Algumas obras clássicas como “Admirável mundo novo” (1932), “1984” (1949), “Farenheit 451” (1953) são conhecidas como as distopias clássicas do mundo moderno e os estudiosos de literatura consideram-nas as grandes influenciadoras de toda a literatura distópica que surgiu depois. “Elas têm um ponto de contato muito forte a exploração da construção de regimes totalitários e como os mecanismos de controle violentos são necessários para impor determinada forma de mundo”, diz.
Já “O Conto da Aia” (1985) e “Ensaio sobre a cegueira” (1995) são caracterizadas como obras mais contemporâneas. “Com a ascensão da extrema direita na política no contexto global, voltam-se a ser escritas distopias que trazem um contexto político mais global também. Na evolução das distopias, passamos para obras que trazem contexto político global para obras que trazem uma discussão mais circunscrita e, agora, volta ao regresso de obras que trazem uma discussão mais global, também, das circunstâncias políticas”, define. .
Guizzo: “Os momentos históricos que a gente vive são catalisadores e um bom fermento para a literatura” (Imagem: reprodução Youtube)

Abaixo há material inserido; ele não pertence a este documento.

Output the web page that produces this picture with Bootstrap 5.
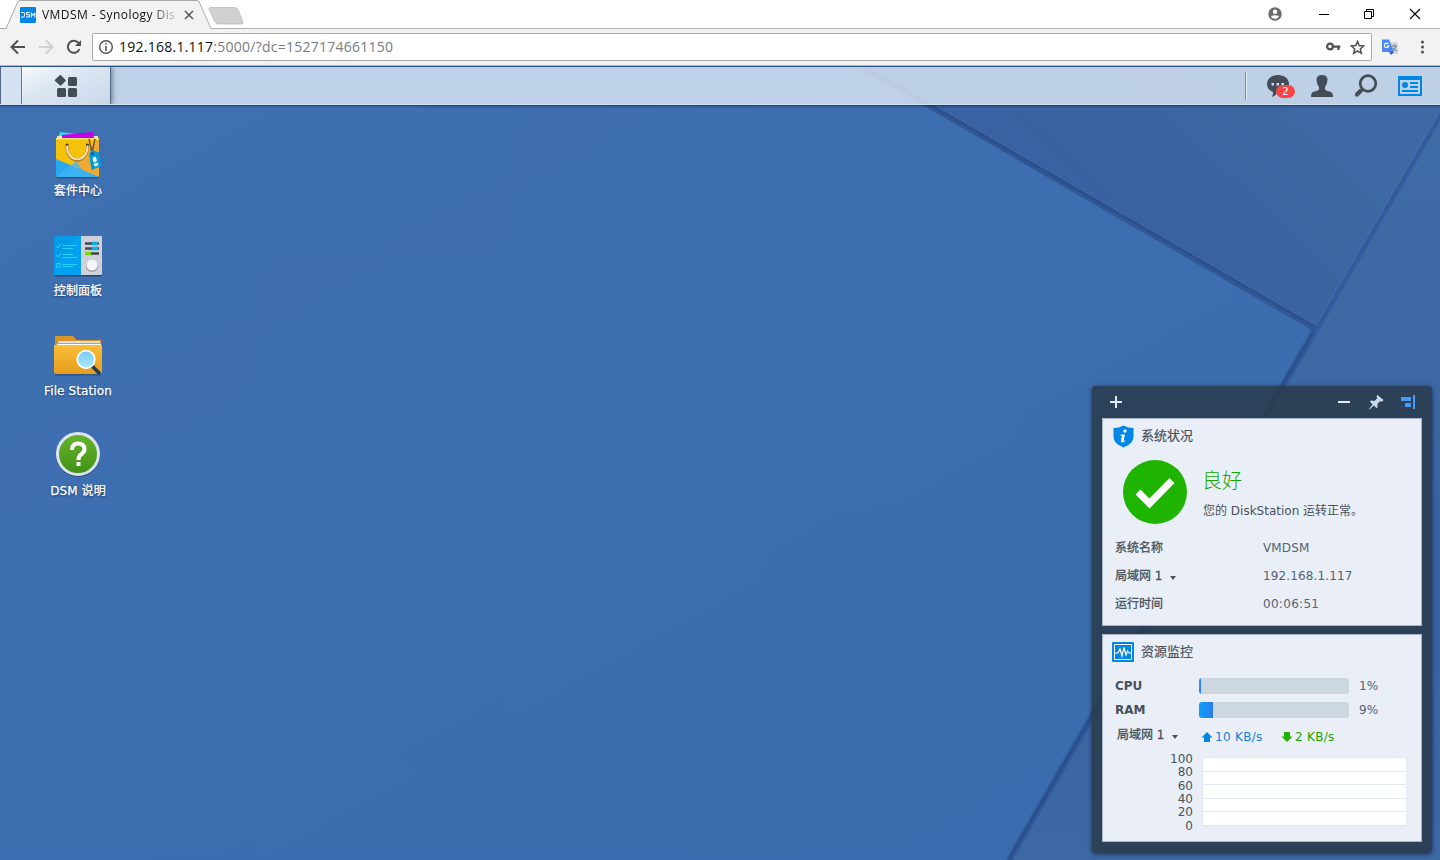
<!DOCTYPE html>
<html lang="zh-CN">
<head>
<meta charset="utf-8">
<title>VMDSM - Synology DiskStation</title>
<link href="https://cdn.jsdelivr.net/npm/bootstrap@5.3.0/dist/css/bootstrap.min.css" rel="stylesheet">
<script src="https://cdn.jsdelivr.net/npm/bootstrap@5.3.0/dist/js/bootstrap.bundle.min.js"></script>
<style>
body{width:1440px;height:860px;overflow:hidden;font:12px/16px "DejaVu Sans","Noto Sans CJK SC",sans-serif;color:#47515b}
svg{display:block;flex:none}
.chrome-font{font-family:"Open Sans","Noto Sans CJK SC",sans-serif}
.tabstrip{height:29px;background:#fff;border-bottom:1px solid #b0b0b0}
.tab-shape{height:29px;width:260px;left:0;top:0}
.tab-title{margin-left:6px;width:136px;height:20px;line-height:20px;font-size:12px;color:#111;white-space:nowrap;letter-spacing:.43px;-webkit-mask-image:linear-gradient(90deg,#000 108px,transparent 138px)}
.addressbar{height:37px;background:#f2f2f2;border-bottom:1px solid #b8b8b4;padding-left:10px}
.omnibox{width:1280px;height:28px;margin-left:10px;background:#fff;border:1px solid #aaa;border-radius:2px;padding:0 6px 0 5px}
.url{font-size:14px;line-height:20px;margin-left:5px;color:#777b82;white-space:nowrap;letter-spacing:.25px}
.url span{color:#111}
.desktop{height:794px}
.taskbar{height:39px;border-top:1px solid #2c5186;border-bottom:1px solid #d3e0f1;background:rgba(219,230,244,.82);box-shadow:0 1px 2px rgba(15,35,75,.75)}
.show-desk{width:22px;border-left:1px solid #556987;border-right:1px solid #66788e;background:rgba(230,238,248,.55)}
.main-menu{width:89px;background:linear-gradient(155deg,#f6f9fd 0,#dde7f3 40%,#c9d8ea 100%);border-right:1px solid #526781;box-shadow:2px 0 4px rgba(50,65,90,.45);clip-path:inset(0 -6px 0 0)}
.tray-line{width:2px;height:28px;border-left:1px solid #7c8ca2;border-right:1px solid #e4edf7}
.tray{width:44px}
.badge-count{left:20px;top:11px;width:19px;height:13px;border-radius:7px;background:#fb4545;color:#fff;font-size:10px;line-height:13px;text-align:center}
.launch{width:100px;height:100px;color:#fff;text-shadow:0 1px 2px rgba(10,30,70,.8);-webkit-text-stroke:.25px #fff;letter-spacing:.1px}
.launch span{line-height:16px;margin-top:1px}
.launch svg{margin-top:1px}
.widgets{right:8px;bottom:7px;width:340px;height:467px;background:rgba(42,58,76,.86);border-radius:4px;box-shadow:0 1px 4px rgba(15,30,65,.8);padding:0 10px 11px}
.widget-bar{height:32px;padding:0 6px 0 7px}
.pane{height:208px;background:#eaeff7;border:1px solid #a8b4c6}
.pane-title{font-size:13px;line-height:20px;-webkit-text-stroke:.2px #47515b}
.bolder{-webkit-text-stroke:.3px #47515b}
.info-row{height:28px;padding-left:12px}
.info-row>:first-child{width:148px}
.value{color:#536373;letter-spacing:.13px}
.time-value{letter-spacing:.3px}
.caret{width:0;height:0;border:3px solid transparent;border-top:4px solid #47515b;border-bottom:0;margin:3px 0 0 8px}
.good{font-size:20px;line-height:26px;font-weight:300;color:#1ba400;font-family:"Noto Sans CJK SC",sans-serif}
.meter-row{height:24px;padding-left:12px}
.meter-row>b{width:84px}
.meter{width:150px;height:16px;border-radius:3px;background:#cdd7e0}
.meter div{height:16px;background:linear-gradient(90deg,#0aa0ff,#2d7cea)}
.rate{letter-spacing:.3px}
.chart{width:205px;height:69px;border:1px solid #e0e9f3;background:#fff}
.chart div{flex:1;border-bottom:1px solid #e0e9f3}
.chart div:last-child{border:0}
.axis{width:90px;height:81px;text-align:right;color:#48525d}
.axis span{line-height:13.4px;display:block}
</style>
</head>
<body>
<header class="chrome-font">
  <div class="tabstrip d-flex position-relative">
    <svg class="tab-shape position-absolute" viewBox="0 0 260 29"><path d="M0 28.500H6L18 1.500Q18.500.5 20 .5H197Q198.500.5 199 1.500L211 28.500" fill="#f2f2f2" stroke="#aaa"/><path d="M7 28H210V29H7Z" fill="#f2f2f2"/><path d="M210 7.500H235Q237 7.500 238 9.500L243 22Q243.500 24 241.500 24H218Q216 24 215 22L209 9.500Q208.500 7.500 210 7.500Z" fill="#d0d0d0" stroke="#bbb" stroke-width=".8"/></svg>
    <div class="d-flex align-items-center position-relative w-100 ps-1 pt-1">
      <svg class="ms-3" width="16" height="16" viewBox="0 0 16 16" style="margin-top:-2px"><rect width="16" height="16" rx="1" fill="#0086e5"/><path d="M1 5.500H3.500Q4.500 5.500 4.500 6.500V9Q4.500 10 3.500 10H1M9.700 5.500H6.500V7.700H9.300V10H6M11.300 10.500V5.800L13 8.500L14.800 5.800V10.500" fill="none" stroke="#fff"/></svg>
      <div class="tab-title" style="margin-top:-2px">VMDSM - Synology Dis</div>
      <svg class="ms-1" width="14" height="14" viewBox="0 0 14 14" stroke="#555" stroke-width="1.500" style="margin-top:-2px"><path d="M3 3L11 11M11 3L3 11"/></svg>
      <div class="d-flex align-items-center ms-auto" style="margin-top:-5px">
        <svg width="14" height="14" viewBox="0 0 14 14" style="margin-right:36px"><circle cx="7" cy="7" r="6.700" fill="#6b6b6b"/><circle cx="7" cy="4.700" r="2.200" fill="#fff"/><path d="M2.800 9.600Q7 6.700 11.200 9.600Q9.500 12 7 12T2.800 9.600" fill="#fff"/></svg>
        <svg width="12" height="12" viewBox="0 0 12 12" style="margin-right:33px"><path d="M1 6.500H11" stroke="#000"/></svg>
        <svg width="12" height="12" viewBox="0 0 12 12" style="margin-right:34px" fill="none" stroke="#000"><path d="M1.500 3.500H8.500V10.500H1.500ZM3.500 3V1.500H10.500V8.500H9"/></svg>
        <svg width="12" height="12" viewBox="0 0 12 12" style="margin-right:19px" stroke="#000" stroke-width="1.100"><path d="M1 1L11 11M11 1L1 11"/></svg>
      </div>
    </div>
  </div>
  <div class="addressbar d-flex align-items-center">
    <svg width="16" height="16" viewBox="0 0 16 16" fill="none" stroke="#505050" stroke-width="2"><path d="M15 8H2M8 1.500L1.500 8L8 14.500"/></svg>
    <svg style="margin-left:12px" width="16" height="16" viewBox="0 0 16 16" fill="none" stroke="#d0d0d0" stroke-width="2"><path d="M1 8H14M8 1.500L14.500 8L8 14.500"/></svg>
    <svg style="margin-left:12px" width="16" height="16" viewBox="0 0 16 16"><path d="M13.500 10A6 6 0 1 1 12.500 4" fill="none" stroke="#505050" stroke-width="2"/><path d="M15 1V7H9Z" fill="#505050"/></svg>
    <div class="omnibox d-flex align-items-center">
      <svg width="16" height="16" viewBox="0 0 16 16"><circle cx="8" cy="8" r="6.300" fill="none" stroke="#505050" stroke-width="1.400"/><path d="M7.200 7H8.800V12H7.200ZM7.200 4.200H8.800V5.800H7.200Z" fill="#505050"/></svg>
      <div class="url"><span>192.168.1.117</span>:5000/?dc=1527174661150</div>
      <svg class="ms-auto" width="16" height="16" viewBox="0 0 16 16"><circle cx="5" cy="7.500" r="2.900" fill="none" stroke="#505050" stroke-width="2.200"/><path d="M8 6.500H15.300V8.800H14.500V11H12.300V8.800H8Z" fill="#505050"/></svg>
      <svg style="margin-left:9px" width="15" height="15" viewBox="0 0 15 15"><path d="M7.500 1.500L9.200 5.600L13.700 6L10.300 9L11.300 13.300L7.500 11L3.700 13.300L4.700 9L1.300 6L5.800 5.600Z" fill="none" stroke="#505050" stroke-width="1.500"/></svg>
    </div>
    <svg style="margin-left:9px" width="18" height="18" viewBox="0 0 18 18"><path d="M6 4H15.500Q17 4 17 5.500V15Q17 16 16 16H10Z" fill="#d4d7dc"/><path d="M1 1.500H8L13 14H2Q1 14 1 13Z" fill="#4c86f5"/><path d="M8 14H13L10 17Z" fill="#3458c8"/><path d="M7.500 6A2.300 2.300 0 1 0 7.800 8.200H5.800" fill="none" stroke="#fff" stroke-width="1.200"/><path d="M11 8H16M13.300 6.500V8M15 8Q14 12 11.500 13M12 9.500Q13 12 16 13" fill="none" stroke="#607d8b"/></svg>
    <svg style="margin-left:21px" width="6" height="16" viewBox="0 0 6 16" fill="#505050"><circle cx="2.500" cy="3" r="1.500"/><circle cx="2.500" cy="8" r="1.500"/><circle cx="2.500" cy="13" r="1.500"/></svg>
  </div>
</header>

<main class="desktop position-relative overflow-hidden">
  <!-- wallpaper -->
  <svg class="position-absolute top-0 start-0" width="1440" height="794" viewBox="0 66 1440 794">
    <defs>
      <linearGradient id="tri" gradientUnits="userSpaceOnUse" x1="1120" y1="230" x2="1280" y2="60"><stop stop-color="#3961a3"/><stop offset=".5" stop-color="#3b659f"/><stop offset="1" stop-color="#3d6aa3"/></linearGradient>
      <linearGradient id="side" x1="0" y1="0" x2="0" y2="1"><stop stop-color="#3e6ca6"/><stop offset=".35" stop-color="#3d68a2"/><stop offset=".6" stop-color="#3a61a1"/><stop offset="1" stop-color="#3c68a4"/></linearGradient>
      <linearGradient id="base" x1="0" y1="0" x2="1" y2="1"><stop stop-color="#3e70b2"/><stop offset="1" stop-color="#3a6bb0"/></linearGradient>
      <pattern id="weave" width="4" height="4" patternUnits="userSpaceOnUse"><path d="M0 0h1v1h-1zM2 2h1v1h-1z" fill="#1c448b" opacity=".13"/><path d="M2 0h1v1h-1zM0 2h1v1h-1z" fill="#7aa5df" opacity=".1"/></pattern>
      <filter id="soft"><feGaussianBlur stdDeviation="1.100"/></filter>
    </defs>
    <rect y="66" width="1440" height="794" fill="url(#base)"/>
    <path d="M1440 112L1008 860H1440Z" fill="url(#side)"/>
    <path d="M865 66L1316 326L1440 112V66Z" fill="url(#tri)"/>
    <path d="M855 66H865L1316 326L1313 331Z" fill="#325896"/>
    <path d="M1316 326L1440 112V121L1013 860H1008L1313 331Z" fill="#335a9d"/>
    <g fill="none">
      <path d="M865 67L1316 327" stroke="#233f79" stroke-width="2" opacity=".6" filter="url(#soft)"/>
      <path d="M1313 331L1008 860" stroke="#1d3c74" stroke-width="2.500" opacity=".75" filter="url(#soft)"/>
      <path d="M866 65L1316 325L1440 111" stroke="#5b80b8" opacity=".4"/>
    </g>
    <rect y="66" width="1440" height="794" fill="url(#weave)"/>
  </svg>

  <nav class="taskbar d-flex position-relative">
    <div class="show-desk"></div>
    <div class="main-menu d-flex justify-content-center align-items-center">
      <svg width="24" height="24" viewBox="0 0 24 24" fill="#434c57"><path d="M6.500.8L11.500 5.800Q12 6.500 11.500 7L7 11.500Q6.500 12 6 11.500L1 7Q.5 6.500 1 5.800L6 .9Z"/><rect x="14" y="3" width="9" height="9" rx="1.500"/><rect x="3" y="14" width="9" height="9" rx="1.500"/><rect x="14" y="14" width="9" height="9" rx="1.500"/></svg>
    </div>
    <div class="d-flex align-items-center ms-auto" style="padding-right:8px">
      <div class="tray-line" style="margin-right:9px"></div>
      <div class="tray position-relative d-flex justify-content-center">
        <svg width="24" height="24" viewBox="0 0 24 24"><path d="M12 1C5.500 1 1 4.800 1 10C1 14 3.500 16.800 7 18Q7.500 21 5.500 23Q9 22.500 11 18.800C18 19 23 15.500 23 10C23 4.800 18.500 1 12 1Z" fill="#434c57"/><path d="M5.500 9h2.500v2.500h-2.500zM10.500 9h2.500v2.500h-2.500zM15.500 9h2.500v2.500h-2.500z" fill="#d5dfeb"/></svg>
        <span class="badge-count position-absolute">2</span>
      </div>
      <div class="tray d-flex justify-content-center"><svg width="24" height="24" viewBox="0 0 24 24"><path d="M12 1Q6.500 1 6.500 6Q6.700 10 9 13Q9.800 15.500 8 16.500L3 18Q1 19 1 23H23Q23 19 21 18L16 16.500Q14.200 15.500 15 13Q17.300 10 17.500 6Q17.500 1 12 1Z" fill="#434c57"/></svg></div>
      <div class="tray d-flex justify-content-center"><svg width="24" height="24" viewBox="0 0 24 24" fill="none" stroke="#434c57"><circle cx="14" cy="9.500" r="7.800" stroke-width="2.700"/><path d="M9 15L7 17" stroke-width="2.600"/><path d="M6.500 17L3 20.500" stroke-width="4.200" stroke-linecap="round"/></svg></div>
      <div class="tray d-flex justify-content-center"><svg width="24" height="20" viewBox="0 0 24 20"><path d="M0 0H24V20H0ZM2 4V18H22V4Z" fill="#0086e5" fill-rule="evenodd"/><circle cx="7" cy="9" r="3" fill="#0086e5"/><path d="M12 7H20M12 11H20M4 15H20" stroke="#0086e5" stroke-width="2"/></svg></div>
    </div>
  </nav>

  <section class="d-flex flex-column position-relative" style="padding:24px 0 0 28px">
    <div class="launch d-flex flex-column align-items-center">
      <svg width="50" height="52" viewBox="0 0 50 52"><defs><clipPath id="bagclip"><path d="M3 8H46V45Q46 47 44 47H5Q3 47 3 45Z"/></clipPath></defs><rect x="3" y="12" width="43" height="36.500" rx="2" fill="#173763" opacity=".5"/><path d="M7 2L24 4V8H5Z" fill="#36d7e7"/><path d="M4 6H45V9H4Z" fill="#e8e3cf"/><path d="M9 5L40 2L41 8H9Z" fill="#c400eb"/><g clip-path="url(#bagclip)"><path d="M3 8H46V47H3Z" fill="#f4c20b"/><path d="M46 8V47H40L20 35Z" fill="#efaa31"/><path d="M3 29L46 47H3Z" fill="#27a9f1"/><path d="M3 47L23 31L30 40L42 47Z" fill="#45b6f4" opacity=".7"/></g><path d="M3 8H46V9.500H3Z" fill="#ffe471"/><circle cx="14" cy="15" r="1.600" fill="#453625"/><circle cx="34.500" cy="15" r="1.600" fill="#453625"/><path d="M14 16C13.500 35 35 35 34.500 16" fill="none" stroke="#ad7a19" stroke-width="2.800"/><path d="M14 15.500C13.500 34 35 34 34.500 15.500" fill="none" stroke="#f7dfbb" stroke-width="1.900"/><path d="M36 9L39 23L42 9" fill="none" stroke="#715324" stroke-width="1.500"/><path d="M36 24L39 20L46 22.500L49 36L38.500 40Z" fill="#0799dc"/><circle cx="39.500" cy="23.500" r="1.300" fill="#07547c"/><path d="M40 28L42.500 27L43.500 31L41 32ZM41 34L44.500 33L45 35L42 36Z" fill="#e6f7ff" stroke="#e6f7ff"/></svg>
      <span>套件中心</span>
    </div>
    <div class="launch d-flex flex-column align-items-center">
      <svg width="50" height="52" viewBox="0 0 50 52"><rect x="1" y="8" width="48" height="38.500" rx="2" fill="#183557" opacity=".7"/><path d="M2 6H28V45H2Q1 45 1 44V7Z" fill="#0799e9"/><path d="M1 39L23 6H28V45H1Z" fill="#00a9f6" opacity=".55"/><path d="M28 6H48Q49 6 49 7V44Q49 45 48 45H28Z" fill="#ced1d8"/><g fill="none" stroke="#22d3f7" stroke-width="1"><path d="M3 16L5 18L8 14M9.500 15.500H24M9.500 18.500H20M3 25L5 27L8 23M9.500 24.500H20M9.500 27.500H24M3.500 33.500H7V37H3.500ZM9.500 34.500H24M9.500 36.500H20"/></g><path d="M32 13.500H46M32 18.500H46M32 23.500H46" stroke="#44474e" stroke-width="2.400"/><path d="M39 13.500H45M39 18.500H45" stroke="#05b2ed" stroke-width="3.400"/><path d="M32 23.500H38" stroke="#78dc00" stroke-width="3.400"/><circle cx="39" cy="36" r="6" fill="#999eaa"/><circle cx="39" cy="35" r="5.500" fill="#f5f7fa"/></svg>
      <span>控制面板</span>
    </div>
    <div class="launch d-flex flex-column align-items-center">
      <svg width="50" height="52" viewBox="0 0 50 52"><defs><linearGradient id="folder" x2="0" y2="1"><stop stop-color="#f9bd36"/><stop offset="1" stop-color="#e79d1e"/></linearGradient><linearGradient id="lens" x2="0" y2="1"><stop stop-color="#75c7f5"/><stop offset="1" stop-color="#acecff"/></linearGradient></defs><path d="M2 44H48V45.500H2Z" fill="#25456e" opacity=".6"/><path d="M2 7Q2 6 3 6H19Q21 6 22 8L23 10H48V34H2Z" fill="#d99526"/><path d="M4 11H47V17H4Z" fill="#8c8677"/><path d="M5 12H47M4 14.500H48" stroke="#fff" stroke-width="1.500"/><path d="M1 16Q1 15 2 15H48Q49 15 49 16V42Q49 44 47 44H3Q1 44 1 42Z" fill="url(#folder)"/><path d="M39 36L47 44" stroke="#243d51" stroke-width="3.500"/><circle cx="33" cy="29.500" r="8.800" fill="url(#lens)" stroke="#fff" stroke-width="1.800"/></svg>
      <span>File Station</span>
    </div>
    <div class="launch d-flex flex-column align-items-center">
      <svg width="50" height="52" viewBox="0 0 50 52"><defs><linearGradient id="help" x2="0" y2="1"><stop stop-color="#68b52c"/><stop offset="1" stop-color="#409018"/></linearGradient></defs><circle cx="25" cy="25" r="22" fill="#19375e" opacity=".6"/><circle cx="25" cy="24" r="20.500" fill="url(#help)" stroke="#dce5ef" stroke-width="3"/><path d="M19 20Q19 13.500 25 13.500T31.500 19Q31.500 22 28.500 24T25.500 30" fill="none" stroke="#fff" stroke-width="4"/><rect x="23.500" y="32" width="4" height="4" fill="#fff"/></svg>
      <span>DSM 说明</span>
    </div>
  </section>

  <aside class="widgets position-absolute d-flex flex-column">
    <div class="widget-bar d-flex align-items-center">
      <svg width="14" height="14" viewBox="0 0 14 14" stroke="#e2eaf3" stroke-width="2"><path d="M1 7H13M7 1V13"/></svg>
      <svg class="ms-auto" width="14" height="14" viewBox="0 0 14 14" stroke="#e2eaf3" stroke-width="2"><path d="M1 7H13"/></svg>
      <svg style="margin-left:17px" width="16" height="16" viewBox="0 0 16 16"><path d="M9.500 1L15.500 6L14 7.700L12 7.300L9.500 9.800L9.500 13.500L8.500 14L5.800 11.500L1.500 15.500L1 15L4.500 10.500L2 7.500L3 6.500L6.500 7L9.500 4L8.300 2.500Z" fill="#cbd8e7"/></svg>
      <svg style="margin-left:16px" width="16" height="16" viewBox="0 0 16 16" fill="#459bf6"><path d="M1 3H11V7H1ZM5 9H11V13H5ZM13 1H15V15H13Z"/></svg>
    </div>
    <div class="pane">
      <div class="d-flex align-items-center" style="padding:6px 0 0 10px;height:28px">
        <svg width="21" height="23" viewBox="0 0 21 23"><path d="M10.500.5Q15 3 20.500 3V12Q20.500 18.500 10.500 22.500Q.5 18.500.5 12V3Q6 3 10.500.5Z" fill="#0086e5"/><circle cx="12" cy="6" r="1.700" fill="#fff"/><path d="M7.800 9.500H12L10.500 16Q11.500 16 13 14.800Q11.700 17.500 9 17.500Q7.500 17.500 8 15.500L9 11H7.500Z" fill="#fff"/></svg>
        <span class="pane-title" style="margin-left:7px">系统状况</span>
      </div>
      <div class="d-flex" style="padding:13px 0 0 20px">
        <svg width="64" height="64" viewBox="0 0 64 64"><circle cx="32" cy="32" r="32" fill="#1fb400"/><path d="M15 32L26.500 43.500L49 20.500" fill="none" stroke="#fff" stroke-width="7"/></svg>
        <div style="margin-left:16px"><div class="good" style="margin:7px 0 0 -1px">良好</div><div class="text-nowrap" style="margin-top:10px">您的 DiskStation 运转正常。</div></div>
      </div>
      <div style="padding-top:10px">
        <div class="info-row d-flex align-items-center"><span class="bolder">系统名称</span><span class="value">VMDSM</span></div>
        <div class="info-row d-flex align-items-center"><span class="bolder d-flex align-items-center">局域网 1<i class="caret"></i></span><span class="value">192.168.1.117</span></div>
        <div class="info-row d-flex align-items-center"><span class="bolder">运行时间</span><span class="value time-value">00:06:51</span></div>
      </div>
    </div>
    <div class="pane mt-2">
      <div class="d-flex align-items-center" style="padding:6px 0 0 9px;height:28px">
        <svg width="22" height="20" viewBox="0 0 22 20"><rect width="22" height="20" rx="1" fill="#0086e5"/><path d="M2.500 2.500H19.500V17.500H2.500Z" fill="none" stroke="#fff"/><path d="M3 11H6L8 7L10 14L12 5.500L14 13L15.500 9L17 11H19" fill="none" stroke="#fff" stroke-width="1.200"/></svg>
        <span class="pane-title" style="margin-left:7px">资源监控</span>
      </div>
      <div style="padding-top:11px">
        <div class="meter-row d-flex align-items-center"><b>CPU</b><div class="meter overflow-hidden"><div style="width:1.330%"></div></div><span class="value" style="margin-left:10px">1%</span></div>
        <div class="meter-row d-flex align-items-center"><b>RAM</b><div class="meter overflow-hidden"><div style="width:9.330%"></div></div><span class="value" style="margin-left:10px">9%</span></div>
      </div>
      <div class="d-flex align-items-center" style="height:30px;padding-left:14px">
        <span class="bolder d-flex align-items-center" style="width:84px;margin-top:-4px">局域网 1<i class="caret"></i></span>
        <svg width="12" height="12" viewBox="0 0 12 12"><path d="M6 1L11.500 6.500H9V11H3V6.500H.5Z" fill="#0086e5"/></svg><span class="rate" style="width:67px;margin-left:2px;color:#127fe2">10 KB/s</span>
        <svg style="margin-left:-1px" width="12" height="12" viewBox="0 0 12 12"><path d="M3 1H9V5.500H11.500L6 11L.5 5.500H3Z" fill="#1fb400"/></svg><span class="rate" style="margin-left:2px;color:#1ba400">2 KB/s</span>
      </div>
      <div class="d-flex">
        <div class="axis" style="padding-top:.7px"><span>100</span><span>80</span><span>60</span><span>40</span><span>20</span><span>0</span></div>
        <div class="chart d-flex flex-column" style="margin:5px 0 0 9px"><div></div><div></div><div></div><div></div><div></div></div>
      </div>
    </div>
  </aside>
</main>
</body>
</html>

Questionando por que a humanidade parece ter o fascínio pelo fim do mundo, o pesquisador acredita que não se trata de fascínio, mas sim de medo. “A reprodução dessas obras está relacionada com a ideia de que nós somos, talvez, a única espécie consciente da inexorabilidade do nosso fim, de que estamos aqui de passagem, de que vamos, inevitavelmente, morrer, acabar enquanto espécie”, explica. Ele imagina que as narrativas apocalípticas seriam uma forma de lidar com o medo do fim; assim, elas sempre vão trazer um interesse para o leitor e continuarão a instigar os escritores a reescrever esse tipo de narrativa.
E sobre a possibilidade de que as dificuldades da vida das pessoas impulsionariam a produção desse tipo de literatura, Guizzo defende que boas produções literárias sempre são fruto de momentos de crise, seja pessoal, existencial, ou social: “A boa literatura é sempre o questionamento de algo que não está certo para o seu autor, que produz questionamento de alguma injustiça, de algum drama, de um mundo no qual ele não se sente pertencente”, diz ele, reconhecendo que, muitas vezes, as obras apenas apresentem problemas e deixam o final em aberto para que os leitores busquem as respostas.
“Os momentos históricos que a gente vive são catalisadores e um bom fermento para a literatura”, diz o pesquisador, lembrando que outra pandemia global já fora descrita por autores de outras épocas como em “A peste” (1947), e que experiências atuais vêm sendo novamente descritas por autores que trazem à tona a situação vivenciada em diferentes perspectivas, como ocorre com a obra vencedora do Prêmio Jabuti, “Corpos Secos”, além de “Deus das Avencas” e “A extinção das abelhas”, todas lançadas em 2021. “Houve um grande interesse do público por esse tipo de literatura, mas, também, dos escritores e acadêmicos em produzir obras que discutissem sobre os riscos à democracia e o nosso momento histórico, que é a pandemia”, diz Guizzo.
No encerramento da entrevista, Antonio Guizzo apresenta uma lista de indicações para quem gosta desse tipo de literatura, incluindo as obras “Não me abandone jamais” (2005), que traz, num contexto distópico, uma sociedade em que alguns humanos são criados com a única finalidade de servirem para transplante para outras pessoas, e elas aceitam essa condição. É uma crítica à aceitação de uma realidade, tentando instigar os leitores que, apesar de todas as adversidades, não podemos ser pessimistas nem aceitar o que acontece sem nenhuma luta contra o sistema opressor. Considero uma das melhores obras que eu li na vida”.
Outra indicação é “Cadáver exquisito” (2021), romance argentino que trata de humanos que são colocados dentro de uma linha de produção de proteína para consumo de outros humanos. “Esse filme traz um choque para a gente, principalmente para os que consomem carne diariamente”, finaliza.